Only a few hours before he died in Mexico City on November 17, 1947, Victor Serge wrote what were to be his last few lines, a poem meditating on ‘a Renaissance terracotta of a pair of hands, old and with knotted veins’:
What astonishing contact, old man, your hands establish with our own!
How vain the centuries of death before your hands…
The artist, nameless like you, surprised them in the act of grasping
…who knows if the gesture still vibrates or has just ended?
To Serge, those rough hands symbolised centuries of human suffering, but also of human resistance. The knots on them looked so like the veins that stood out on his own two shrunken hands. There were tears in his eyes as he read the lines aloud to his wife.

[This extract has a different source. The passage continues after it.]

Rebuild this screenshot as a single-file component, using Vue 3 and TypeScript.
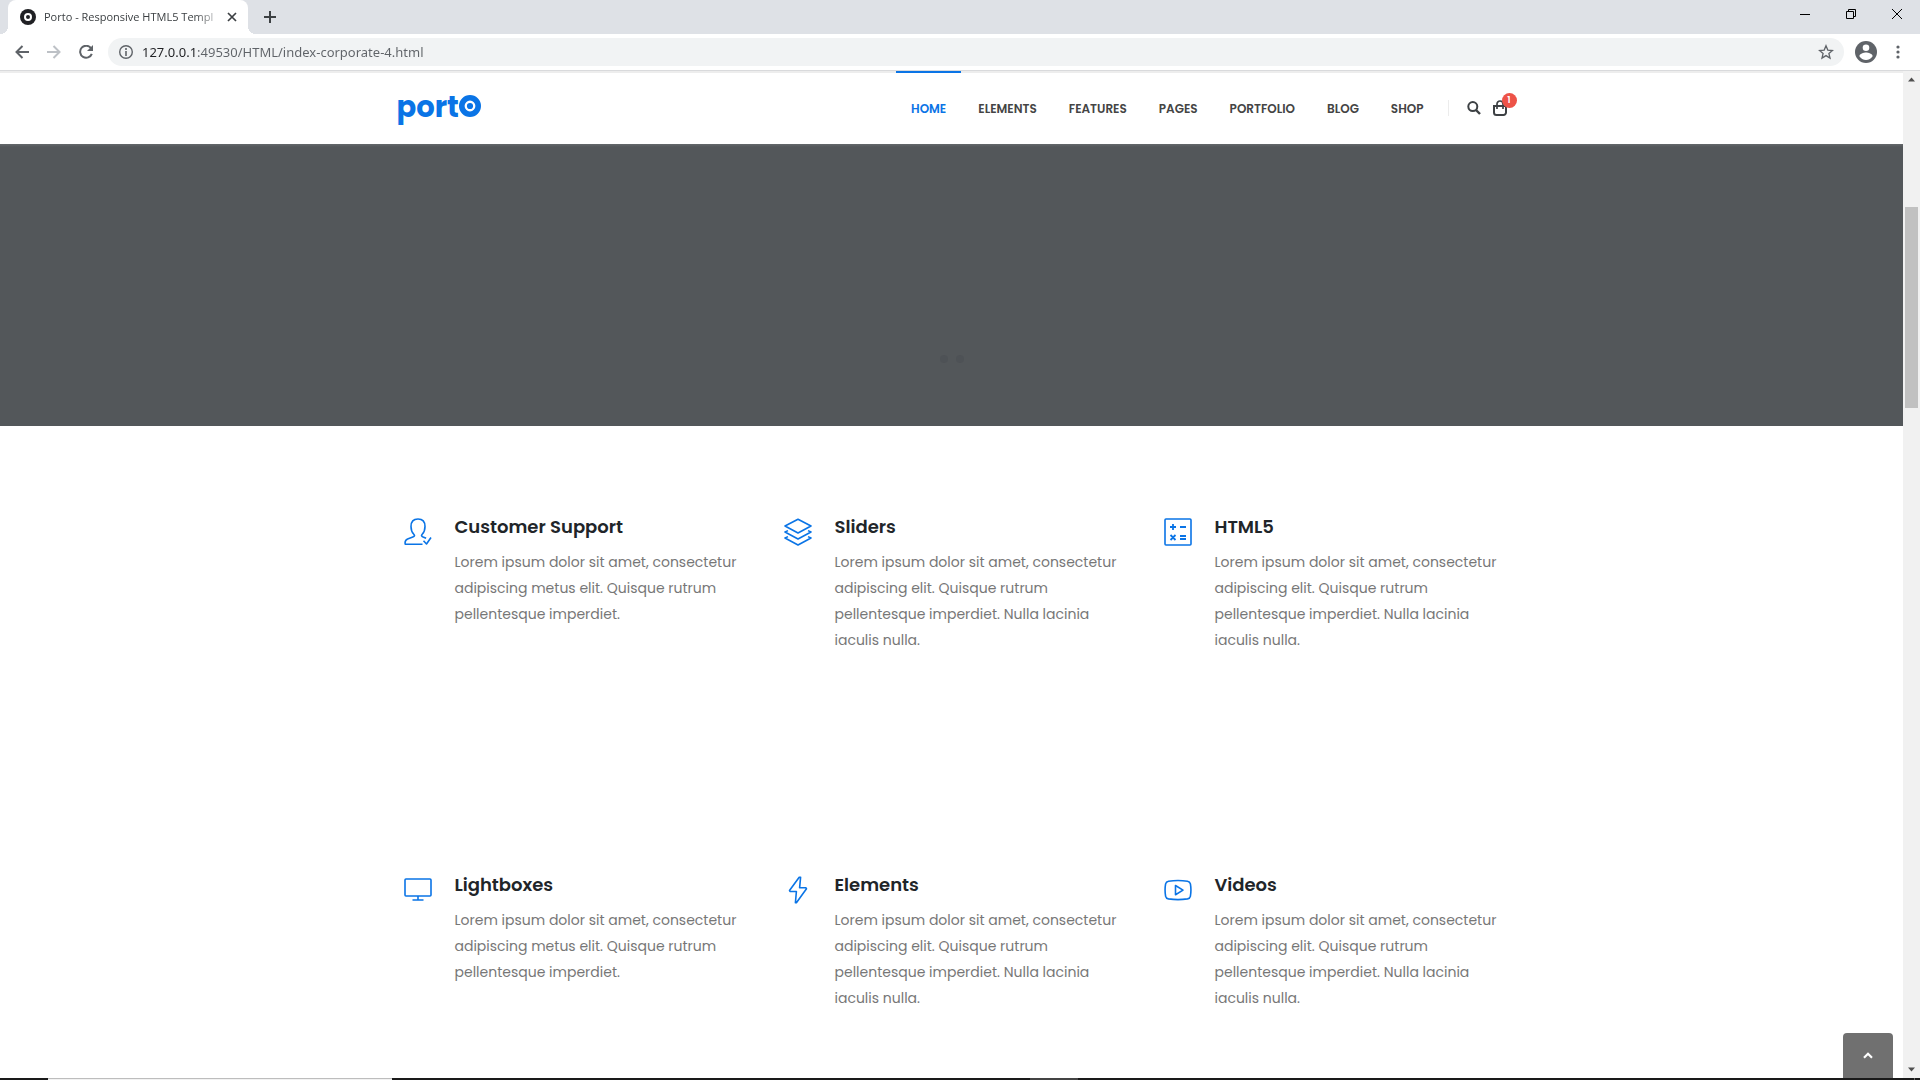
<script setup lang="ts">
interface Feature {
  icon: string
  title: string
  lines: string[]
}

const navItems: string[] = ['Home', 'Elements', 'Features', 'Pages', 'Portfolio', 'Blog', 'Shop']

const shortText: string[] = [
  'Lorem ipsum dolor sit amet, consectetur',
  'adipiscing metus elit. Quisque rutrum',
  'pellentesque imperdiet.',
]
const longText: string[] = [
  'Lorem ipsum dolor sit amet, consectetur',
  'adipiscing elit. Quisque rutrum',
  'pellentesque imperdiet. Nulla lacinia',
  'iaculis nulla.',
]

const features: Feature[] = [
  { icon: 'user', title: 'Customer Support', lines: shortText },
  { icon: 'layers', title: 'Sliders', lines: longText },
  { icon: 'calc', title: 'HTML5', lines: longText },
  { icon: 'screen', title: 'Lightboxes', lines: shortText },
  { icon: 'bolt', title: 'Elements', lines: longText },
  { icon: 'video', title: 'Videos', lines: longText },
]
</script>

<template>
  <div class="window">
    <div class="tabstrip">
      <div class="tab">
        <svg class="favicon" viewBox="0 0 16 16" aria-hidden="true">
          <circle cx="8" cy="8" r="8" fill="#202124" />
          <circle cx="8" cy="8" r="3" fill="none" stroke="#fff" stroke-width="2" />
        </svg>
        <span class="tab-title">Porto - Responsive HTML5 Templ</span>
        <button class="tab-close" type="button" aria-label="Close tab">
          <svg width="10" height="10" viewBox="0 0 10 10"><path d="M1 1l8 8M9 1l-8 8" stroke="#3c4043" stroke-width="1.700" /></svg>
        </button>
      </div>
      <button class="new-tab" type="button" aria-label="New tab">
        <svg width="12" height="12" viewBox="0 0 12 12"><path d="M6 0v12M0 6h12" stroke="#3c4043" stroke-width="2" /></svg>
      </button>
      <div class="window-buttons">
        <button type="button" aria-label="Minimize">
          <svg width="10" height="10" viewBox="0 0 10 10"><path d="M0 5.500h10" stroke="#000" /></svg>
        </button>
        <button type="button" aria-label="Restore">
          <svg width="10" height="10" viewBox="0 0 10 10" fill="none" stroke="#000"><path d="M.5 2.500h7v7h-7zM2.500 2.500v-2h7v7h-2" /></svg>
        </button>
        <button type="button" aria-label="Close">
          <svg width="10" height="10" viewBox="0 0 10 10"><path d="M0 0l10 10M10 0L0 10" stroke="#000" /></svg>
        </button>
      </div>
    </div>

    <div class="toolbar">
      <button type="button" aria-label="Back">
        <svg width="14" height="14" viewBox="0 0 14 14" fill="none" stroke="#5f6368" stroke-width="2"><path d="M14 7H2M7.500 1L1.500 7l6 6" /></svg>
      </button>
      <button type="button" aria-label="Forward">
        <svg width="14" height="14" viewBox="0 0 14 14" fill="none" stroke="#bdc1c6" stroke-width="2"><path d="M0 7h12M6.500 1l6 6-6 6" /></svg>
      </button>
      <button type="button" aria-label="Reload">
        <svg width="14" height="14" viewBox="0 0 14 14"><path d="M12 3.200A6 6 0 1 0 12.800 8.800" fill="none" stroke="#5f6368" stroke-width="2" /><path d="M14 0v6H8z" fill="#5f6368" /></svg>
      </button>
      <div class="omnibox">
        <svg width="14" height="14" viewBox="0 0 14 14" aria-hidden="true"><circle cx="7" cy="7" r="6.300" fill="none" stroke="#5f6368" stroke-width="1.400" /><path d="M7 6v5M7 3v2" stroke="#5f6368" stroke-width="1.600" /></svg>
        <input class="url" type="text" aria-label="Address" value="127.0.0.1:49530/HTML/index-corporate-4.html" />
        <button class="star" type="button" aria-label="Bookmark">
          <svg width="16" height="16" viewBox="0 0 16 16" fill="none" stroke="#5f6368" stroke-width="1.300"><path d="M8 1.800l1.800 4.300 4.700.4-3.600 3 1.100 4.600L8 11.600l-4 2.500 1.100-4.600-3.600-3 4.700-.4z" /></svg>
        </button>
      </div>
      <button class="profile" type="button" aria-label="Profile">
        <svg width="22" height="22" viewBox="0 0 22 22"><circle cx="11" cy="11" r="11" fill="#5f6368" /><circle cx="11" cy="6.800" r="3.300" fill="#fff" /><path d="M4.400 15.200c0-2.400 4.400-3.600 6.600-3.600s6.600 1.200 6.600 3.600c-1.400 2.200-3.800 3.700-6.600 3.700s-5.200-1.500-6.600-3.700z" fill="#fff" /></svg>
      </button>
      <button class="menu" type="button" aria-label="Menu">
        <svg width="4" height="14" viewBox="0 0 4 14" fill="#5f6368"><circle cx="2" cy="2" r="1.600" /><circle cx="2" cy="7" r="1.600" /><circle cx="2" cy="12" r="1.600" /></svg>
      </button>
    </div>

    <div class="viewport">
      <div class="page">
        <header class="header">
          <div class="container header-row">
            <a class="logo" href="#" aria-label="Porto">
              <span>port</span>
              <svg width="22" height="22" viewBox="0 0 22 22" aria-hidden="true"><circle cx="11" cy="11" r="8.200" fill="none" stroke="#0a74e6" stroke-width="5.600" /><circle cx="11" cy="11" r="3.100" fill="#0a74e6" /></svg>
            </a>
            <nav class="nav">
              <a v-for="(item, i) in navItems" :key="item" href="#" :class="{ active: i === 0 }">{{ item }}</a>
            </nav>
            <div class="tools">
              <button type="button" aria-label="Search">
                <svg width="14" height="14" viewBox="0 0 14 14" fill="none" stroke="#3d4144" stroke-width="2"><circle cx="5.800" cy="5.600" r="4.500" /><path d="M9 9l4 4" stroke-width="2.400" /></svg>
              </button>
              <button class="cart" type="button" aria-label="Cart">
                <svg width="14" height="16" viewBox="0 0 14 16" fill="none" stroke="#3d4144" stroke-width="2"><path d="M1 6h12v6.500a2.500 2.500 0 0 1-2.500 2.500h-7A2.500 2.500 0 0 1 1 12.500z" /><path d="M4 9V4a3 3 0 0 1 6 0v5" stroke-width="1.700" /></svg>
                <span class="badge">1</span>
              </button>
            </div>
          </div>
        </header>

        <section class="banner">
          <span class="dot"></span>
          <span class="dot"></span>
        </section>

        <main class="container features">
          <article v-for="f in features" :key="f.title" class="feature">
            <svg class="feature-icon" viewBox="0 0 28 28" aria-hidden="true">
              <template v-if="f.icon === 'user'">
                <path d="M18.500 26.200H1.200c-.5-3 .2-4.400 2.400-5.200l5.200-2c2-.8 2.100-1.600 1-2.700C7.700 14.200 7 11.800 7 8.500 7 3.600 9.800 1 14 1s7 2.600 7 7.500c0 3.300-.7 5.700-2.800 7.800-1.100 1.100-.8 1.900.9 2.700l3 1.300" />
                <path d="M19.500 22.800l3 3.200L27 19.500" />
              </template>
              <template v-else-if="f.icon === 'layers'">
                <path d="M14 1.200L27 8l-13 7L1 8z" />
                <path d="M4 12.600L1 14l13 7 13-7-3-1.400" />
                <path d="M4 18.600L1 20l13 7 13-7-3-1.400" />
              </template>
              <template v-else-if="f.icon === 'calc'">
                <rect x="1" y="1" width="26" height="26" rx="1" />
                <path d="M9 6v6M6 9h6M16 9h6M6.500 17l5 5M11.500 17l-5 5M16 18h6M16 21h6" stroke-width="1.800" />
              </template>
              <template v-else-if="f.icon === 'screen'">
                <rect x="1" y="3" width="26" height="17" rx="1" />
                <path d="M14 20v4M8.500 24h11" />
              </template>
              <template v-else-if="f.icon === 'bolt'">
                <path d="M15.200 1.200L5.500 14.500l.5 1h6.400l-1 11.200h1L22.500 12.800l-.5-1h-6.400l1-10.600z" />
              </template>
              <template v-else>
                <path d="M4.500 5.200c6-.9 13-.9 19 0 1.600.3 2.500 1.100 2.900 2.700.7 4 .7 8.300 0 12.300-.4 1.600-1.300 2.400-2.900 2.700-6 .9-13 .9-19 0-1.600-.3-2.500-1.100-2.900-2.700-.7-4-.7-8.300 0-12.300.4-1.600 1.300-2.400 2.900-2.700z" />
                <path d="M11.500 9.500v9.200l7.500-4.600z" />
              </template>
            </svg>
            <div class="feature-body">
              <h2>{{ f.title }}</h2>
              <p>{{ f.lines.join('\n') }}</p>
            </div>
          </article>
        </main>

        <button class="to-top" type="button" aria-label="Back to top">
          <svg width="10" height="7" viewBox="0 0 10 7"><path d="M1 5.800l4-4 4 4" fill="none" stroke="#fff" stroke-width="2.200" /></svg>
        </button>
      </div>

      <div class="scrollbar" aria-hidden="true">
        <svg class="arrow" viewBox="0 0 17 17"><path d="M5 10.500h7L8.500 6.500z" fill="#505050" /></svg>
        <div class="track">
          <div class="before"></div>
          <div class="thumb"></div>
          <div class="after"></div>
        </div>
        <svg class="arrow" viewBox="0 0 17 17"><path d="M5 6.500h7l-3.500 4z" fill="#505050" /></svg>
      </div>
    </div>

    <div class="taskbar" aria-hidden="true">
      <div class="start"></div>
      <div class="search"></div>
      <div class="apps"></div>
      <div class="running"></div>
      <div class="tray"></div>
    </div>
  </div>
</template>

<style>
body {
  margin: 0;
}
</style>

<style scoped>
.window {
  display: flex;
  flex-direction: column;
  height: 100vh;
  overflow: hidden;
  background: #fff;
  font-family: 'Noto Sans', 'Open Sans', sans-serif;
}
button {
  display: flex;
  align-items: center;
  justify-content: center;
  padding: 0;
  border: 0;
  background: none;
}
svg {
  display: block;
  flex: none;
}

.tabstrip {
  display: flex;
  height: 34px;
  background: #dee1e6;
}
.tab {
  position: relative;
  display: flex;
  align-items: center;
  box-sizing: border-box;
  width: 240px;
  margin-left: 8px;
  padding: 0 8px 0 12px;
  border-radius: 8px 8px 0 0;
  background: #fff;
}
.tab::before,
.tab::after {
  content: '';
  position: absolute;
  bottom: 0;
  width: 8px;
  height: 8px;
}
.tab::before {
  right: 100%;
  background: radial-gradient(circle at 0 0, #dee1e6 8px, #fff 8px);
}
.tab::after {
  left: 100%;
  background: radial-gradient(circle at 100% 0, #dee1e6 8px, #fff 8px);
}
.favicon {
  width: 16px;
  height: 16px;
}
.tab-title {
  flex: 1;
  margin-left: 8px;
  white-space: nowrap;
  font-family: 'Open Sans', 'Noto Sans', sans-serif;
  font-size: 11px;
  line-height: 16px;
  color: #3c4043;
  -webkit-mask-image: linear-gradient(to right, #000 84%, transparent);
  mask-image: linear-gradient(to right, #000 84%, transparent);
}
.tab-close {
  width: 16px;
  height: 16px;
}
.new-tab {
  width: 28px;
  margin-left: 8px;
}
.window-buttons {
  display: flex;
  height: 28px;
  margin-left: auto;
}
.window-buttons button {
  width: 46px;
}

.toolbar {
  display: flex;
  align-items: center;
  height: 36px;
  padding: 0 8px 0 6px;
  border-bottom: 1px solid #d9dadc;
  background: #fff;
}
.toolbar > button {
  width: 32px;
  height: 28px;
}
.omnibox {
  display: flex;
  flex: 1;
  align-items: center;
  height: 28px;
  margin-left: 6px;
  padding: 0 10px 0 11px;
  border-radius: 14px;
  background: #f1f3f4;
}
.url {
  flex: 1;
  min-width: 0;
  margin: 0 9px;
  padding: 0;
  border: 0;
  outline: 0;
  background: linear-gradient(to right, #202124 54px, #5f6368 54px);
  -webkit-background-clip: text;
  background-clip: text;
  color: transparent;
  font: 13px/20px 'Noto Sans', 'Open Sans', sans-serif;
}
.toolbar > .profile {
  width: 22px;
  margin-left: 11px;
}
.toolbar > .menu {
  width: 28px;
  margin-left: 7px;
}

.viewport {
  display: flex;
  flex: 1;
  min-height: 0;
}
.page {
  position: relative;
  flex: 1;
  overflow: hidden;
  font-family: Poppins, Inter, 'Open Sans', sans-serif;
}
.container {
  box-sizing: border-box;
  max-width: 1140px;
  margin: 0 auto;
}
.header {
  position: relative;
  box-sizing: border-box;
  height: 73px;
  border-top: 2px solid #ededed;
  background: #fff;
}
.header-row {
  display: flex;
  align-items: center;
  height: 70px;
  padding: 0 15px;
}
.logo {
  display: flex;
  align-items: baseline;
  padding-bottom: 2px;
  color: #0a74e6;
  font: 700 29px/28px Poppins, Roboto, sans-serif;
  text-decoration: none;
}
.nav {
  display: flex;
  align-self: stretch;
  gap: 2px;
  margin-left: auto;
}
.nav a {
  position: relative;
  padding: 0 15px;
  font-size: 12px;
  font-weight: 600;
  line-height: 72px;
  color: #444;
  text-transform: uppercase;
  text-decoration: none;
}
.nav a.active {
  color: #0a74e6;
}
.nav a.active::before {
  content: '';
  position: absolute;
  top: -2px;
  left: 0;
  right: 0;
  height: 2px;
  background: #0a74e6;
}
.tools {
  display: flex;
  align-items: center;
  gap: 12px;
  margin-left: 9px;
  padding-left: 19px;
  background: linear-gradient(#ececec, #ececec) left center / 1px 16px no-repeat;
}
.cart {
  position: relative;
}
.badge {
  position: absolute;
  top: -7px;
  left: 9px;
  width: 15px;
  height: 15px;
  border-radius: 50%;
  background: #ed5348;
  color: #fff;
  font: 600 9px/14px Poppins, sans-serif;
  text-align: center;
}

.banner {
  display: flex;
  align-items: flex-end;
  justify-content: center;
  gap: 8px;
  box-sizing: border-box;
  height: 282px;
  padding-bottom: 63px;
  background: linear-gradient(#64686b, #53575a 3px);
}
.dot {
  width: 8px;
  height: 8px;
  border-radius: 50%;
  background: #4e5256;
}

.features {
  display: grid;
  grid-template-columns: repeat(3, 1fr);
  row-gap: 218px;
  padding-top: 87px;
}
.feature {
  display: flex;
  gap: 23px;
  padding-left: 22px;
}
.feature-icon {
  width: 28px;
  height: 28px;
  margin-top: 5px;
  fill: none;
  stroke: #0a74e6;
  stroke-width: 1.600;
  stroke-linejoin: round;
}
.feature h2 {
  margin: 0 0 8px;
  font-size: 18px;
  font-weight: 600;
  line-height: 28px;
  color: #212529;
}
.feature p {
  margin: 0;
  font-size: 14px;
  font-weight: 400;
  line-height: 26px;
  white-space: pre;
  color: #777;
}
.to-top {
  position: absolute;
  right: 10px;
  bottom: 0;
  width: 50px;
  height: 45px;
  border-radius: 4px 4px 0 0;
  background: #707070;
}

.scrollbar {
  display: flex;
  flex-direction: column;
  width: 17px;
  background: #f1f1f1;
}
.arrow {
  width: 17px;
  height: 17px;
}
.track {
  display: flex;
  flex: 1;
  flex-direction: column;
  padding: 0 2px;
}
.before {
  flex: 119;
}
.thumb {
  flex: 201;
  background: #c1c1c1;
}
.after {
  flex: 653;
}

.taskbar {
  display: flex;
  height: 2px;
  background: #1a1a1a;
}
.start {
  width: 48px;
}
.search {
  box-sizing: border-box;
  width: 344px;
  border-top: 1px solid #bdbdbd;
  background: #f2f2f2;
}
.apps {
  width: 638px;
}
.running {
  width: 48px;
  background: #444;
}
.tray {
  flex: 1;
  margin-right: 5px;
  border-right: 1px solid #666;
}
</style>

Serge had meant to bring the poem to his son, who lived not far from the father. But Vladimir was not at home. Serge then walked down to the Central Post Office and mailed the poem to Vlady from there. A little later he was dead, on the road in a taxi which he had hailed but which didn’t know his destination. The body was taken to a police station where Vlady found it later that day.
Serge’s upturned shoes had holes in them; his clothes were threadbare. There was a plaster death mask over his face, and Vlady was unable to draw a portrait of his dead father. “I limited myself to drawing his hands, which were beautiful,” Vlady was to recall later. “A few days later I received his poem ‘The Hand”.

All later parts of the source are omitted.